Internet marketing’s questionable return

If you plan to spend hours and hours writing posts and then promoting on social media, you should understand what the likely results will be.

If you intend to establish your personal online identity by creating records under a Google search for you name, you will probably be successful.

If you intend to dominate a search category of any significance for a business entity, you will almost certainly be not.

In most instances, there is not high demand to create search records for a personal name.

A person’s name is associated with the name itself – and that’s all that matters.

A business, on the other hand, wants to be associated with a product or service, and that’s why it’s tough.

For example, it’s easy for me to have the name of my business ‘webfour.net’ appear in top search results for ‘webfour’, but having it appear in the top results for ‘web design’ is an entirely different issue.

Google practices favor the incumbent

Virtually every significant product or service search category is dominated by participants who began the process years, and years ago.

They have created enormous numbers of articles relevant to what they offer, and thousands of websites link back to that content.

These links are incredibly important to Google as the decide which pages to present for search queries.
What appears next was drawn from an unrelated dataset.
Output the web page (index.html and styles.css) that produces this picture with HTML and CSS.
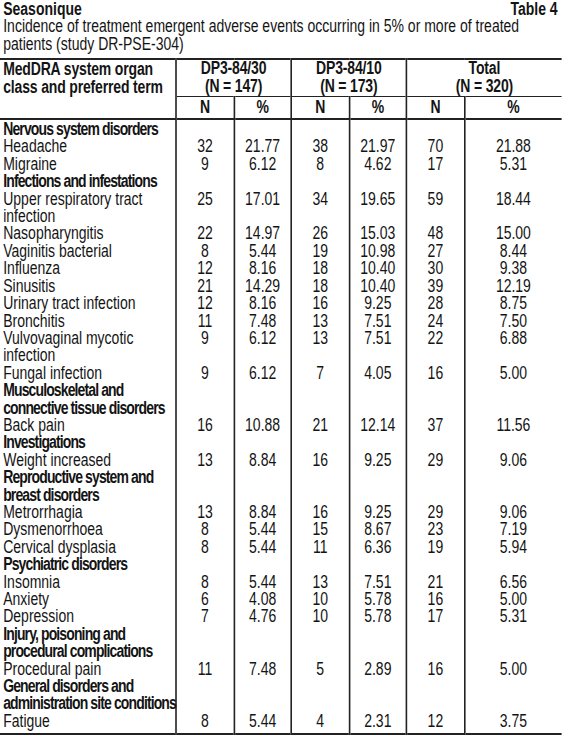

Links are very hard to get, and the process of ‘link building’ is tedious and very time consuming.

The links, plus the content, age of the domain, and a few other factors,  allow Google to determine credibility.

Once a website has earned ‘expert status’, the can maintain there dominant position with a minimal effort.
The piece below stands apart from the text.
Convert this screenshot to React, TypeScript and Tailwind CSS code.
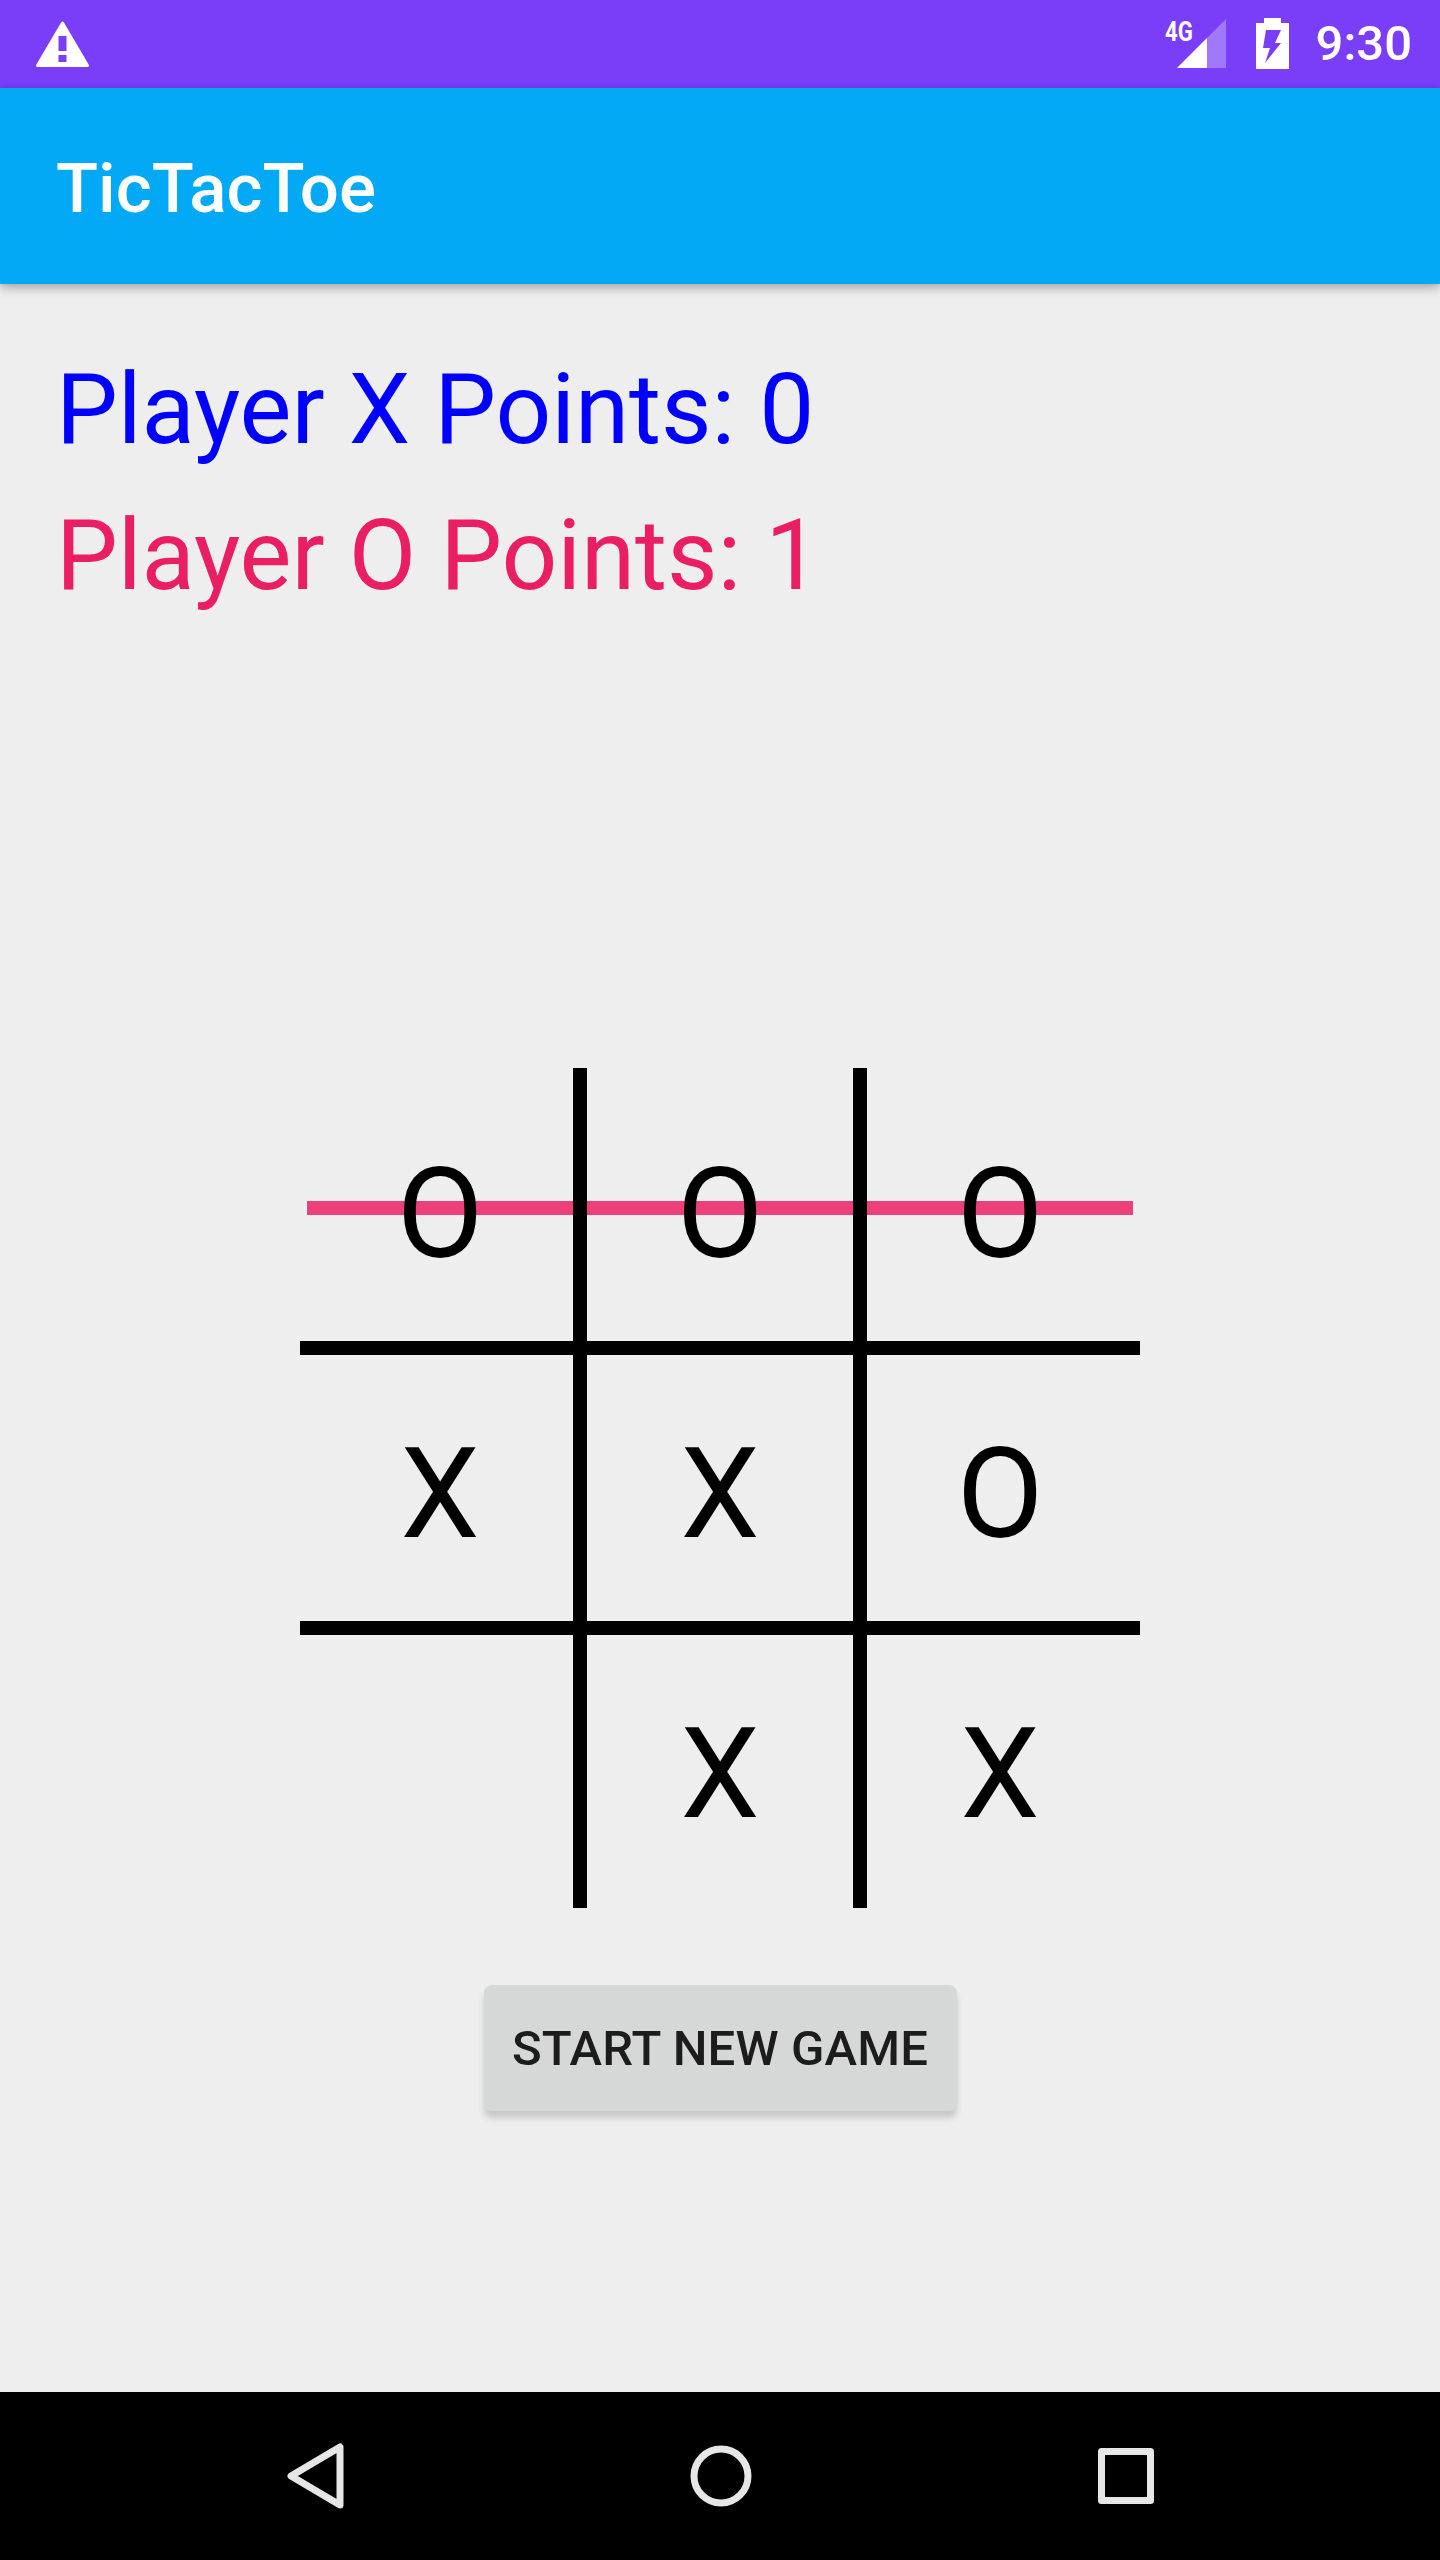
import React from 'react';

const board = [
  ['O', 'O', 'O'],
  ['X', 'X', 'O'],
  ['', 'X', 'X'],
];

const WarningIcon = () => (
  <svg width="60" height="50" viewBox="0 0 60 50" className="ml-[32px] mt-[-1px]">
    <path d="M30.5 4L55.5 46.5H5.5Z" fill="white" stroke="white" strokeWidth="3" strokeLinejoin="round" />
    <rect x="26.5" y="17" width="8" height="15" fill="#7a3ef9" />
    <rect x="26.5" y="36" width="8" height="7" fill="#7a3ef9" />
  </svg>
);

const SignalIcon = () => (
  <div className="relative w-[61px] h-[50px]">
    <svg width="49" height="49" viewBox="0 0 49 49" className="absolute left-[12px] top-0">
      <path d="M49 0V49H0Z" fill="white" fillOpacity="0.3" />
      <path d="M30 19V49H0Z" fill="white" />
    </svg>
    <span className="absolute left-0 top-[-3px] font-bold text-[27px] leading-[32px] text-white origin-left scale-x-[0.82]">4G</span>
  </div>
);

const BatteryIcon = () => (
  <svg width="33" height="51" viewBox="0 0 33 51" fill="white">
    <path fillRule="evenodd" d="M8 0H25V5H33V51H0V5H8ZM10 12H25L19 25H25L9 45L14 30H7Z" />
  </svg>
);

const Cell = ({ value, row, col }: { value: string; row: number; col: number }) => (
  <div className="relative flex items-center justify-center w-[280px] h-[280px] pt-[12px] text-[126px] leading-none text-black">
    {value}
    {col < 2 && <div className="absolute top-0 bottom-0 right-[-7px] w-[14px] bg-black" />}
    {row < 2 && <div className="absolute left-0 right-0 bottom-[-7px] h-[14px] bg-black" />}
  </div>
);

export default function App() {
  return (
    <div className="w-[1440px] h-[2560px] flex flex-col bg-[#eeeeee] font-['Roboto',sans-serif] overflow-hidden">
      {/* Status bar */}
      <div className="h-[88px] shrink-0 bg-[#7a3ef9] flex items-center justify-between">
        <WarningIcon />
        <div className="flex items-center mr-[28px]">
          <div className="mt-[-1px]"><SignalIcon /></div>
          <div className="ml-[30px] mt-[-1px]"><BatteryIcon /></div>
          <span className="ml-[27px] text-[49px] leading-[56px] font-medium text-white">9:30</span>
        </div>
      </div>

      {/* App bar */}
      <div className="h-[196px] shrink-0 bg-[#03a9f4] flex items-center px-[56px] pt-[5px] shadow-[0_3px_10px_rgba(0,0,0,0.35)] relative">
        <span className="text-[69px] font-medium text-white leading-none">TicTacToe</span>
      </div>

      {/* Content */}
      <div className="flex-1 flex flex-col px-[56px] pt-[68px]">
        <div className="text-[98px] leading-[115px] tracking-[-0.1px] text-[#0000ff]">Player X Points: 0</div>
        <div className="text-[98px] leading-[115px] tracking-[-0.1px] mt-[31px] text-[#e91e63]">Player O Points: 1</div>

        <div className="self-center mt-[455px] relative grid grid-cols-[280px_280px_280px]">
          <div className="absolute left-[7px] right-[7px] top-[133px] h-[14px] bg-[#ec407a]" />
          {board.map((cells, r) =>
            cells.map((v, c) => <Cell key={`${r}-${c}`} value={v} row={r} col={c} />)
          )}
        </div>

        <button className="self-center mt-[77px] w-[473px] h-[126px] pt-[2px] rounded-[8px] bg-[#d6d7d7] text-[#1c1c1c] text-[49px] tracking-[0.15px] font-medium uppercase shadow-[0_7px_6px_rgba(0,0,0,0.16)]">
          Start new game
        </button>
      </div>

      {/* Navigation bar */}
      <div className="h-[168px] shrink-0 bg-black flex items-center justify-center gap-[346px] text-[#e6e6e6]">
        <svg width="57" height="66" viewBox="0 0 57 66" fill="none" stroke="currentColor" strokeWidth="7" strokeLinejoin="round">
          <path d="M53 4V62L4 33Z" />
        </svg>
        <svg width="62" height="62" viewBox="0 0 62 62" fill="none" stroke="currentColor" strokeWidth="7">
          <circle cx="31" cy="31" r="27" />
        </svg>
        <svg width="56" height="56" viewBox="0 0 56 56" fill="none" stroke="currentColor" strokeWidth="7" strokeLinejoin="round">
          <rect x="3.5" y="3.5" width="49" height="49" />
        </svg>
      </div>
    </div>
  );
}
Adding to the visibility problem are paid advertisers. High traffic categories have dozens of companies vying for top position.
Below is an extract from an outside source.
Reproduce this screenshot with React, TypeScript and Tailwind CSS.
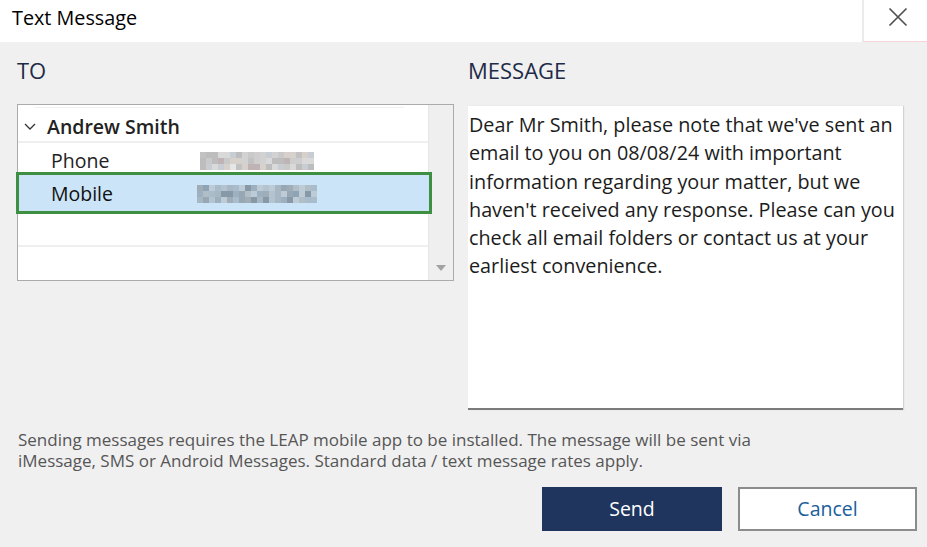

Fortunately, Google is no longer the only way to be seen online, and to generate traffic. Social media advertising offers an attractive option.

 

Online publicity: focusing on an audience

Online publicity generally uses external means to generate interest. The most common of these is press coverage, often initiated by a press release.

It’s an important distinction, as internet marketing begins with an internal function – creating content. Once written, the content is promoted in various ways, including social media.

Content marketing, as it is called, ultimately depends upon generating links to that content from other websites to readers with similar interests.

Successful online publicity means that the subject is mentioned by media sources, thereby brought to the attention of the readers.

Convincing influential media – whether online or offline – to publish information, is never an easy task. It’s a process that requires research and follow though.

Most online media are very niche focused; they attempt to carve out small audiences and deliver relevant news and information. By understanding their audience, it’s possible to enlist them as a partner in a publicity campaign.

A recent example illustrates this point. A client specializes in holistic medicine. While she has an excellent reputation in Los Angeles and throughout Southern California, she is unknow outside of California.

As she is interested in broadening her reputation, we decided to ask the larger medical blogs and websites to publish an exclusive article on a topic in her area of expertise.

The response was tepid, so we decided to narrow our focus to smaller media that covered her specific audience. This required more articles, and hence more work, but it turned out to be well worth it.

The smaller, focused media were thrilled to publish her work. They gave the articles prominent position in their blogs, and promoted directly to their readers via email and social media.

The results were better than we could have hoped for; a big increase in her email list, links back to her website, and numerous favorable comments.